Women of Rural Punjab

As of 2001 India census, Fazilka had a population of 70,324. Males constitute 52% of the population and females 48%. Fazilka has an average literacy rate of 65%. Male literacy is 72%, and female literacy is 62%. Fazilka has been assigned the status of District in 2012. In the village Banwala, District Fazilka of Punjab, there are people belonging to different social and economic groups with rich cultural traits. But mainly two communities are found to live in the village- Sikh Jatt families (Sardaars) and Bagdi families. In the social and cultural life indicates the values of tolerance, democratic functioning and host culture. Like other women in the country the rural Punjabi women do all kinds of domestic works of cleaning, washing, cooking, distribution of food items, feeding the cattle, milking the animals, taking care of the children etc. Married women observe some rules of avoidance particularly with the senior male members of the husband’s family [2]. The wife does not address the husband by name. Married women are expected to cover their head in the presence of elderly members of the husband’s family as well as other respectable persons of the society. Women take very active part in agriculture. They also do other kinds of economic activities like feeding and taking care of the cattle, collecting milk and making milk products for selling. However these activities go unnoticed as described earlier which add to their low social position. The observation of the study is that the women do not play significant role in the decision making of the most important event marriage. They are hardly involved in the selection of spouse, deciding age of marriage or child bearing. However the educational status of rural women of Punjab is better than that of many other states of India. Also they accept the importance of female education for improving their social status.

Objective of the Study

The present study on rural women was undertaken to understand the changing patterns (if any) in the marriage of women. The impact of various developmental activities during post-independence period on rural society as a whole and status of women in particular is considerable. Though the pace of change vary from area to area and community to community. The present study was designed to assess the changing role of women in the institution of marriage in rural societies. Women respondents from the rural Punjab have been selected for the study. It is to be mentioned that total twenty five respondents were included in the study [3]. The main objectives of the study are:-

a. To find out the median age of marriage of girls in the rural area of Punjab.

b. To analyze various reasons for which parents choose to marry off their daughters early.

c. To understand the relationship between educational expansion and changing patterns in the age of girls at marriage and role of women in the decision making in the rural settings of India.
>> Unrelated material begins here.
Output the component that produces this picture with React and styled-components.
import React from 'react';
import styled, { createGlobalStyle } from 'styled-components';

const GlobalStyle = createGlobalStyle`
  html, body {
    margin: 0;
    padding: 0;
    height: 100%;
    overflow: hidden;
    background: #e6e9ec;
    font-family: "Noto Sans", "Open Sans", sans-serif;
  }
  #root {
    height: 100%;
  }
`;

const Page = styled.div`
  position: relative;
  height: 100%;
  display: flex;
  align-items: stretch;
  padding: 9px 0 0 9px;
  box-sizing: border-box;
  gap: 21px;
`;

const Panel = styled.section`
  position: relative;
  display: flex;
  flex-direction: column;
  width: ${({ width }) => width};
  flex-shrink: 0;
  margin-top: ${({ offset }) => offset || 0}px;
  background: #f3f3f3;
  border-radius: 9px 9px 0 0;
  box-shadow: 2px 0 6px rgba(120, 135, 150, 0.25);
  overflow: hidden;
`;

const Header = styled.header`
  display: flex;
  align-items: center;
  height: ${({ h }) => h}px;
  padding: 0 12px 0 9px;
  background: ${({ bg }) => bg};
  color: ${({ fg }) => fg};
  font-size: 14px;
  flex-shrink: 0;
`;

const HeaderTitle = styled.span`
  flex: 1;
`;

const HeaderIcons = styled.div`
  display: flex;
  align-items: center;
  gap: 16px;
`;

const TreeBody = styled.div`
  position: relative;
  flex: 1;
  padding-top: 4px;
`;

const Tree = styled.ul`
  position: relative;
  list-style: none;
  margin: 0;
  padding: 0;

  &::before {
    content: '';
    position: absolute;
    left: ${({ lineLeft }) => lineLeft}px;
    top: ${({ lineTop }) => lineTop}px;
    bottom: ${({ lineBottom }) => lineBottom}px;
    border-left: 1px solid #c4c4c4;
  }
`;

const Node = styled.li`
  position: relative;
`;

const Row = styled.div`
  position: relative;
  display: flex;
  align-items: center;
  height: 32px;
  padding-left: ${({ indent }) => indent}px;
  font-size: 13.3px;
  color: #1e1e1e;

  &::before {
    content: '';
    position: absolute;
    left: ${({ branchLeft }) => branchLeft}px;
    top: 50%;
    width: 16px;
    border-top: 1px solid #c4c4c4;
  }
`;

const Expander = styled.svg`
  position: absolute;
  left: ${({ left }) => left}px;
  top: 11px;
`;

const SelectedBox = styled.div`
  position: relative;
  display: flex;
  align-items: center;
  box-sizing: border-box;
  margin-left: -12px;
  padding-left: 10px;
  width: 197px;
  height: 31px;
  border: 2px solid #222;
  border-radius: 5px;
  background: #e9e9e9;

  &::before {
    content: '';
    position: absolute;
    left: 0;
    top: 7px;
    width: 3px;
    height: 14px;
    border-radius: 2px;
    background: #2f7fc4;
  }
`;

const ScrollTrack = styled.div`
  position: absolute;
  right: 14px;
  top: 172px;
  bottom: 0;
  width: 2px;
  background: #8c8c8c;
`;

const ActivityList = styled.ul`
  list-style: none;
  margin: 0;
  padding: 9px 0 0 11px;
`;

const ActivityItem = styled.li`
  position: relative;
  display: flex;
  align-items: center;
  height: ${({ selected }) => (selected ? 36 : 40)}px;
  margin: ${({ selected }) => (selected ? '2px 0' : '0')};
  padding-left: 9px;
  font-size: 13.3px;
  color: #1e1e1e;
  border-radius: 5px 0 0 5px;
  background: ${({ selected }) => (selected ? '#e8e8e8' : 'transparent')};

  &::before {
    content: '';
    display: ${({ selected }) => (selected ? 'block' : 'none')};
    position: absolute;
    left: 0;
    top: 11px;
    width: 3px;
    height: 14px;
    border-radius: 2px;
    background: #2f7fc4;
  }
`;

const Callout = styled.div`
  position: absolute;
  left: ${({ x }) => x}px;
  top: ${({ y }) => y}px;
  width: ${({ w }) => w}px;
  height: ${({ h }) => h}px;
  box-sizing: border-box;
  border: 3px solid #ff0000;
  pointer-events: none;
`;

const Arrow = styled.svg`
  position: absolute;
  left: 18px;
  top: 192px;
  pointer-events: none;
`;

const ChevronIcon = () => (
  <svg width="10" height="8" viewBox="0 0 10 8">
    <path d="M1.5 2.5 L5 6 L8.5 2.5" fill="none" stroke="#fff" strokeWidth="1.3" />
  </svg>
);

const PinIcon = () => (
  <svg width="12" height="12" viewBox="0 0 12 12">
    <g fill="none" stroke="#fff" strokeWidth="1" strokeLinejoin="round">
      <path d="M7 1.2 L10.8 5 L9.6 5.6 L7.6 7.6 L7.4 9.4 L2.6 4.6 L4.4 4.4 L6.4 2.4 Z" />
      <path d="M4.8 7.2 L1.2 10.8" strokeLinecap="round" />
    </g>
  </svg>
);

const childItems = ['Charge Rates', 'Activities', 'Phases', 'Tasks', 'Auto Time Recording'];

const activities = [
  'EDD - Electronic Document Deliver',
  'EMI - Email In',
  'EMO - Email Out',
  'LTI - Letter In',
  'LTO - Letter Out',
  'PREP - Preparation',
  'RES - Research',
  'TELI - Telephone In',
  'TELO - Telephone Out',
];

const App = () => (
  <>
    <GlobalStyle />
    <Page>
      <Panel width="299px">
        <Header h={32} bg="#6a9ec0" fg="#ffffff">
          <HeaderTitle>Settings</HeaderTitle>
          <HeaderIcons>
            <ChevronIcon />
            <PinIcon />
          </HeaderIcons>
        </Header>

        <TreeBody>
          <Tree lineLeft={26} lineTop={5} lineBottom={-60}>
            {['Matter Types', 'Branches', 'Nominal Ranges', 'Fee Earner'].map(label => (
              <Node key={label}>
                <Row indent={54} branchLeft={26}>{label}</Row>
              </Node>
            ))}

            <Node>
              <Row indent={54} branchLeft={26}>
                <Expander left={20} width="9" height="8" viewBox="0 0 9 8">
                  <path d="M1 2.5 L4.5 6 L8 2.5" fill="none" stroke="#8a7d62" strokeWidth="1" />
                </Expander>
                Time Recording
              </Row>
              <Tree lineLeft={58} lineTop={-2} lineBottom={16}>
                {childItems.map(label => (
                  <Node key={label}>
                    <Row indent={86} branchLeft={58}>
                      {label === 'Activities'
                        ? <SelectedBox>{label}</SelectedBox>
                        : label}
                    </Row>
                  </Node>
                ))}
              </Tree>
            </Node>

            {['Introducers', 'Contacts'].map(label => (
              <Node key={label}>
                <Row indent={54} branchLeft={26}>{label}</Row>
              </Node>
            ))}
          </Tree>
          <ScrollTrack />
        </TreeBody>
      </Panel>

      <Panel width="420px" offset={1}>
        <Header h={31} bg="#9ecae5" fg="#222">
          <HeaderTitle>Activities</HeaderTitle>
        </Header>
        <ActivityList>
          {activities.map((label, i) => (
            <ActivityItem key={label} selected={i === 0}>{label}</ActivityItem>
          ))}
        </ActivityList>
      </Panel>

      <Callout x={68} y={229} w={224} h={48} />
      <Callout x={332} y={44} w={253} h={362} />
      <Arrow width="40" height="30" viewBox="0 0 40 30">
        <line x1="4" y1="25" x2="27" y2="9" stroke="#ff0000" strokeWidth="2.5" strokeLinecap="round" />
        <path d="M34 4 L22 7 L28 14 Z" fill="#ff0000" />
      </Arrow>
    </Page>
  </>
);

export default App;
d. To analyze the effects of early marriage on the physical health of young women.

Age of Marriage

During the last six decades of independence, serious attempts have been made both by the government of India and NGO’s to propagate delayed marriage, for obvious reasons of controlling the population, as it would mean delayed childbirth. Besides, it is argued that delayed marriage would have a positive impact on the health of the women as also of the infants. Age at marriage is also a key intervening variable in the status attainment process Bartz and Nye. This is based on the assumption that, other things remaining constant, late marriage will help to give opportunities for increase in educational attainment and obtain better occupation and better income- all of which are virtually closed to a girl who marries at 15 or 16, will not only help women understand the value of spacing children and limiting family size later, but also will enable them to play more active roles in family, community, and national development” (Population Reports, 1979) The marital status of the women of respondent families of the village in the sample according to age shows that 52 percent women married in the age- group of 18-20 years. 24 percent each of the respondents got married in the age- group of 15-17 and 21-24. Bloom [4] assumed that Child marriage is not prevalent in the village. Marriage of girls within a few years of attaining puberty was preferred to in these societies long time back. But at present marriage of girls at early age is not popular. Even the women who are now above sixty, reported to get married at an age of about 19-23. 100% of the respondents of the village opined that they did not prefer early marriage. Murti Devi (45), married at the age of 20; talked about the change in the scenario. She said that “now a days parents are very much aware about the education of their children and educated children are consulted definitely in matters of marriage be a girl or a boy. Marrying a girl at an early age (before 18) is a rare phenomenon” (Table 1).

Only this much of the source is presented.